All of this was made possible by a 2012 law that set some limits on members of Congress and their staff trading off information they received in briefings, and mandated the public disclosure of trades. But even this has been limited, with a recent Insider investigation finding that as many as fifty-four federal lawmakers failed to report their stock trades.
More importantly, as the Unusual Whales report shows, the 2012 law merely placed this corruption out in the open without actually curbing it, and a bipartisan push to ban congressional stock trading entirely now seems to be in its early stages.
Jon Ossoff, the Georgia senator who owes his seat in large part to his predecessor’s insider trading, has introduced a bill banning stock trading by members of Congress and their families, with Senator Josh Hawley (D-MO) introducing his own, less strict bill to do the same.

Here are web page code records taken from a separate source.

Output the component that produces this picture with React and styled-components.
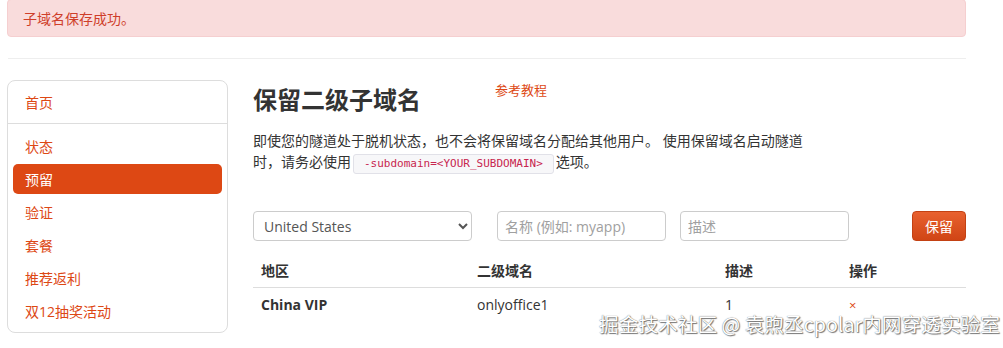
import React from 'react';
import styled, { createGlobalStyle } from 'styled-components';

const GlobalStyle = createGlobalStyle`
  body {
    margin: 0;
    background: #fff;
    font-family: "Open Sans", "Noto Sans CJK SC", sans-serif;
    color: #333;
  }
`;

const navItems = ['状态', '预留', '验证', '套餐', '推荐返利', '双12抽奖活动'];

const App = () => {
  return (
    <Screen>
      <GlobalStyle />
      <Page>
        <Alert>子域名保存成功。</Alert>
        <Rule />
        <Layout>
          <Sidebar>
            <HomeItem>首页</HomeItem>
            <NavList>
              {navItems.map((item) => (
                <NavItem key={item} $active={item === '预留'}>
                  {item}
                </NavItem>
              ))}
            </NavList>
          </Sidebar>
          <Main>
            <TitleRow>
              <Title>保留二级子域名</Title>
              <DocLink>参考教程</DocLink>
            </TitleRow>
            <Lead>
              即使您的隧道处于脱机状态，也不会将保留域名分配给其他用户。 使用保留域名启动隧道时，请务必使用
              <Code>-subdomain=&lt;YOUR_SUBDOMAIN&gt;</Code>选项。
            </Lead>
            <FormRow>
              <Select defaultValue="us">
                <option value="us">United States</option>
                <option value="cn">China VIP</option>
              </Select>
              <Input $gap={25} placeholder="名称 (例如: myapp)" />
              <Input $gap={14} placeholder="描述" />
              <Button>保留</Button>
            </FormRow>
            <Table>
              <thead>
                <tr>
                  <Th $w={216}>地区</Th>
                  <Th $w={248}>二级域名</Th>
                  <Th $w={124}>描述</Th>
                  <Th>操作</Th>
                </tr>
              </thead>
              <tbody>
                <tr>
                  <Td $bold>China VIP</Td>
                  <Td>onlyoffice1</Td>
                  <Td>1</Td>
                  <Td>
                    <Remove>×</Remove>
                  </Td>
                </tr>
              </tbody>
            </Table>
          </Main>
        </Layout>
      </Page>
      <Watermark>掘金技术社区 @ 袁煦丞cpolar内网穿透实验室</Watermark>
    </Screen>
  );
};

export default App;

const Screen = styled.div`
  position: relative;
  width: 1003px;
  height: 348px;
  overflow: hidden;
`;

const Page = styled.div`
  width: 959px;
  margin-left: 7px;
`;

const Alert = styled.div`
  height: 38px;
  margin-top: -1px;
  box-sizing: border-box;
  padding: 0 15px;
  display: flex;
  align-items: center;
  background: #f9dcdc;
  border: 1px solid #f5cfd0;
  border-radius: 4px;
  color: #cf3e2a;
  font-size: 14px;
`;

const Rule = styled.div`
  height: 1px;
  background: #eeeeee;
  margin-top: 21px;
  margin-left: 1px;
`;

const Layout = styled.div`
  display: flex;
  gap: 25px;
  margin-top: 21px;
`;

const Sidebar = styled.nav`
  width: 221px;
  height: 253px;
  box-sizing: border-box;
  border: 1px solid #dddddd;
  border-radius: 8px;
`;

const HomeItem = styled.div`
  height: 43px;
  box-sizing: border-box;
  display: flex;
  align-items: center;
  padding-left: 17px;
  border-bottom: 1px solid #dddddd;
  color: #dd4814;
  font-size: 14px;
`;

const NavList = styled.div`
  display: flex;
  flex-direction: column;
  gap: 3px;
  padding: 7px 5px 0;
`;

const NavItem = styled.div`
  height: 30px;
  display: flex;
  align-items: center;
  padding-left: 12px;
  border-radius: 5px;
  font-size: 14px;
  color: ${(p) => (p.$active ? '#fff' : '#dd4814')};
  background: ${(p) => (p.$active ? '#dd4814' : 'transparent')};
`;

const Main = styled.div`
  width: 713px;
`;

const TitleRow = styled.div`
  display: flex;
  align-items: flex-start;
`;

const Title = styled.h1`
  margin: 6px 0 0;
  font-size: 24px;
  line-height: 28px;
  font-weight: 700;
  color: #333;
`;

const DocLink = styled.a`
  margin-left: 74px;
  margin-top: 1px;
  font-size: 13px;
  line-height: 18px;
  color: #dd4814;
`;

const Lead = styled.p`
  max-width: 556px;
  margin: 16px 0 0;
  font-size: 14px;
  line-height: 21px;
  color: #333;
`;

const Code = styled.code`
  display: inline-block;
  margin: 0 2px;
  padding: 0 10px;
  line-height: 18px;
  font-family: "DejaVu Sans Mono", "Liberation Mono", monospace;
  font-size: 11px;
  color: #c7254e;
  background: #f7f7f9;
  border: 1px solid #e1e1e8;
  border-radius: 3px;
`;

const FormRow = styled.div`
  display: flex;
  align-items: center;
  margin-top: 37px;
`;

const Select = styled.select`
  width: 219px;
  height: 30px;
  padding: 0 6px;
  font-family: "Open Sans", sans-serif;
  font-size: 14px;
  color: #555;
  background: #fff;
  border: 1px solid #cccccc;
  border-radius: 4px;
`;

const Input = styled.input`
  width: 169px;
  height: 30px;
  box-sizing: border-box;
  margin-left: ${(p) => p.$gap}px;
  padding: 0 7px;
  font-family: "Open Sans", "Noto Sans CJK SC", sans-serif;
  font-size: 14px;
  color: #555;
  border: 1px solid #cccccc;
  border-radius: 4px;
  &::placeholder {
    color: #a0a0a0;
  }
`;

const Button = styled.button`
  margin-left: auto;
  width: 54px;
  height: 30px;
  font-family: "Noto Sans CJK SC", sans-serif;
  font-size: 14px;
  color: #fff;
  background: linear-gradient(#e8612f, #d04515);
  border: 1px solid #c34113;
  border-radius: 4px;
`;

const Table = styled.table`
  width: 100%;
  margin-top: 12px;
  border-collapse: collapse;
  table-layout: fixed;
  font-size: 14px;
`;

const Th = styled.th`
  box-sizing: border-box;
  width: ${(p) => (p.$w ? `${p.$w}px` : 'auto')};
  height: 34px;
  padding: 0 8px;
  text-align: left;
  font-weight: 700;
  color: #333;
  border-bottom: 1px solid #dddddd;
`;

const Td = styled.td`
  height: 34px;
  padding: 0 8px;
  font-weight: ${(p) => (p.$bold ? 700 : 400)};
  color: #333;
`;

const Remove = styled.span`
  font-size: 13px;
  color: #dd4814;
`;

const Watermark = styled.div`
  position: absolute;
  right: 3px;
  bottom: 12px;
  font-family: "Noto Sans CJK SC", sans-serif;
  font-size: 19.7px;
  line-height: 24px;
  color: #fff;
  text-shadow: 0 0 1px #555, 1px 1px 1px #777;
  white-space: nowrap;
`;
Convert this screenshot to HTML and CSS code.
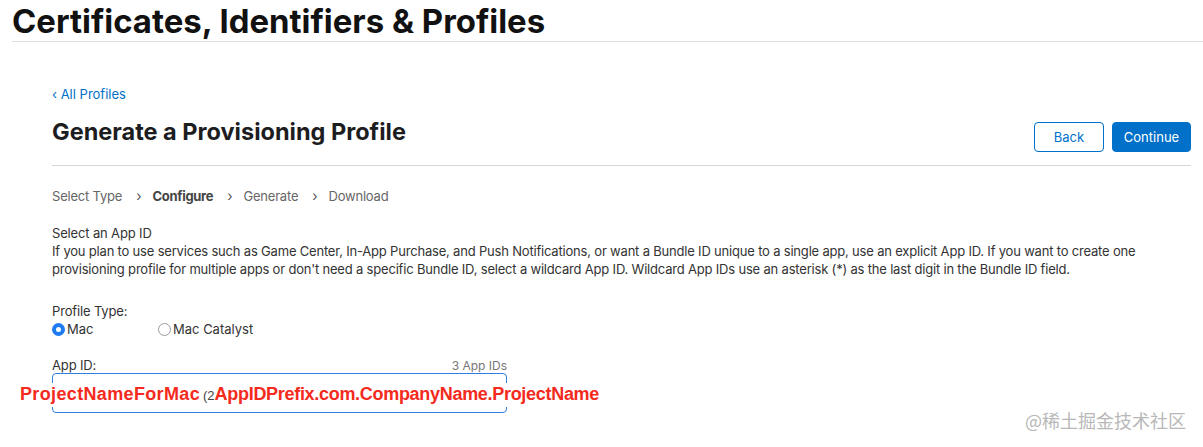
FILE: index.html
```html
<!DOCTYPE html>
<html>
<head>
<meta charset="utf-8">
<link rel="stylesheet" href="styles.css">
</head>
<body>
<header class="top">
  <h1 class="top-title">Certificates, Identifiers &amp; Profiles</h1>
</header>
<main class="main">
  <a class="back-link" href="#">‹ All Profiles</a>
  <div class="head-row">
    <h2 class="page-title">Generate a Provisioning Profile</h2>
    <div class="actions">
      <button class="btn btn-outline">Back</button>
      <button class="btn btn-primary">Continue</button>
    </div>
  </div>
  <nav class="steps">
    <span>Select Type</span><span class="chev">›</span><span class="cur">Configure</span><span class="chev">›</span><span>Generate</span><span class="chev">›</span><span>Download</span>
  </nav>
  <section class="desc">
    <div class="label">Select an App ID</div>
    <p class="para">If you plan to use services such as Game Center, In-App Purchase, and Push Notifications, or want a Bundle ID unique to a single app, use an explicit App ID. If you want to create one provisioning profile for multiple apps or don't need a specific Bundle ID, select a wildcard App ID. Wildcard App IDs use an asterisk (*) as the last digit in the Bundle ID field.</p>
  </section>
  <section class="ptype">
    <div class="label">Profile Type:</div>
    <div class="radios">
      <label class="radio"><span class="dot on"></span>Mac</label>
      <label class="radio"><span class="dot"></span>Mac Catalyst</label>
    </div>
  </section>
  <section class="appid">
    <div class="appid-head"><span class="label">App ID:</span><span class="count">3 App IDs</span></div>
    <div class="select-box"></div>
    <div class="overlay"><span class="red r1">ProjectNameForMac</span> <span class="gray">(2</span><span class="red r2">AppIDPrefix.com.CompanyName.ProjectName</span></div>
  </section>
</main>
<div class="watermark">@稀土掘金技术社区</div>
</body>
</html>
```
FILE: styles.css
```css
html, body { margin: 0; padding: 0; background: #fff; }
body {
  width: 1203px; height: 447px; overflow: hidden; position: relative;
  font-family: "Inter", "Liberation Sans", sans-serif; color: #333;
}
.top { margin-left: 12px; border-bottom: 1px solid #e0e0e0; height: 41px; }
.top-title {
  margin: 0; font-size: 32.9px; font-weight: 700; color: #111; line-height: 40px;
  letter-spacing: 0; position: relative; top: 1px;
}
.main { padding: 0 12px 0 52px; position: relative; }
.back-link {
  display: block; margin-top: 45px; font-size: 13px; color: #0070c9;
  text-decoration: none; line-height: 16px; position: relative; top: -1px;
}
.head-row {
  display: flex; align-items: flex-start; justify-content: space-between;
  margin-top: 11px; padding-bottom: 13px; border-bottom: 1px solid #d6d6d6;
}
.page-title { margin: 3px 0 0; font-size: 23.5px; font-weight: 700; color: #1d1d1f; line-height: 30px; }
.actions { display: flex; gap: 8px; margin-top: 8px; }
.btn {
  font-family: inherit; font-size: 13px; height: 30px; border-radius: 4px;
  padding: 0; cursor: pointer;
}
.btn-outline { width: 70px; background: #fff; border: 1px solid #0070c9; color: #0070c9; }
.btn-primary { width: 79px; background: #0070c9; border: 1px solid #0070c9; color: #fff; }
.steps { display: flex; margin-top: 21px; font-size: 13px; color: #666; line-height: 18px; letter-spacing: -0.2px; }
.steps .chev { margin: 0 11px 0 14px; font-size: 14px; color: #555; }
.steps .cur { font-weight: 700; color: #444; letter-spacing: -0.3px; }
.desc { margin-top: 19px; }
.label { font-size: 13px; color: #333; line-height: 18px; letter-spacing: -0.15px; }
.para { margin: 0; font-size: 13px; line-height: 18px; color: #333; letter-spacing: -0.19px; }
.ptype { margin-top: 24px; }
.radios { display: flex; gap: 0; }
.radio { display: flex; align-items: center; font-size: 13px; color: #333; line-height: 18px; }
.radio:first-child { width: 106px; }
.dot {
  width: 13px; height: 13px; border-radius: 50%; border: 1px solid #999;
  margin-right: 2px; box-sizing: border-box; background: #fff;
}
.dot.on { border: 4.5px solid #1e7bf0; background: #fff; }
.appid { margin-top: 18px; width: 455px; position: relative; }
.appid-head { display: flex; justify-content: space-between; align-items: baseline; }
.count { font-size: 12px; color: #777; }
.select-box {
  margin-top: -1px; height: 38px; border: 1.5px solid #2f7fe0; border-radius: 4px;
}
.overlay {
  position: absolute; left: -32px; top: 27px; white-space: nowrap;
  font-family: "Liberation Sans", Arial, sans-serif; font-weight: 700;
  font-size: 18px; line-height: 22px; background: #fff;
}
.overlay .red { color: #f42a1d; }
.overlay .r1 { letter-spacing: 0.35px; }
.overlay .r2 { letter-spacing: -0.3px; }
.overlay .gray { color: #444; font-weight: 400; font-size: 13px; margin-left: -2px; }
.watermark {
  position: absolute; left: 1025px; top: 409px; font-size: 18px; color: #b8b8b8;
  font-family: "Noto Sans CJK SC", sans-serif; line-height: 22px;
}
```
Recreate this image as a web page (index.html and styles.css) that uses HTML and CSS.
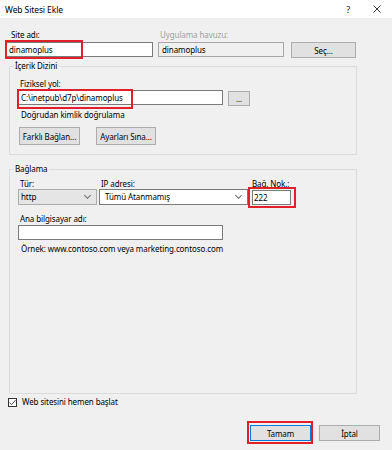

House GOP leader Kevin McCarthy has also said he might try for a ban if Republicans win back the House in 2022, but some leading Democrats, following Pelosi’s lead, have been noncommittal so far.
Should the push for a full ban be actually serious and successful, it will only be one small step in ending the open corruption of the US political system. Members of Congress will still continue to be bribed with campaign contributions and corporate jobs, while US politics continues, logistically, to be almost exclusively limited to the wealthiest strata of society — the very people most likely to trade in stocks and otherwise invest on the side as they set public policy.
Still a law banning the practice is long-since needed, and would be more than welcome. Until then, the political elite will day-trade while Rome burns.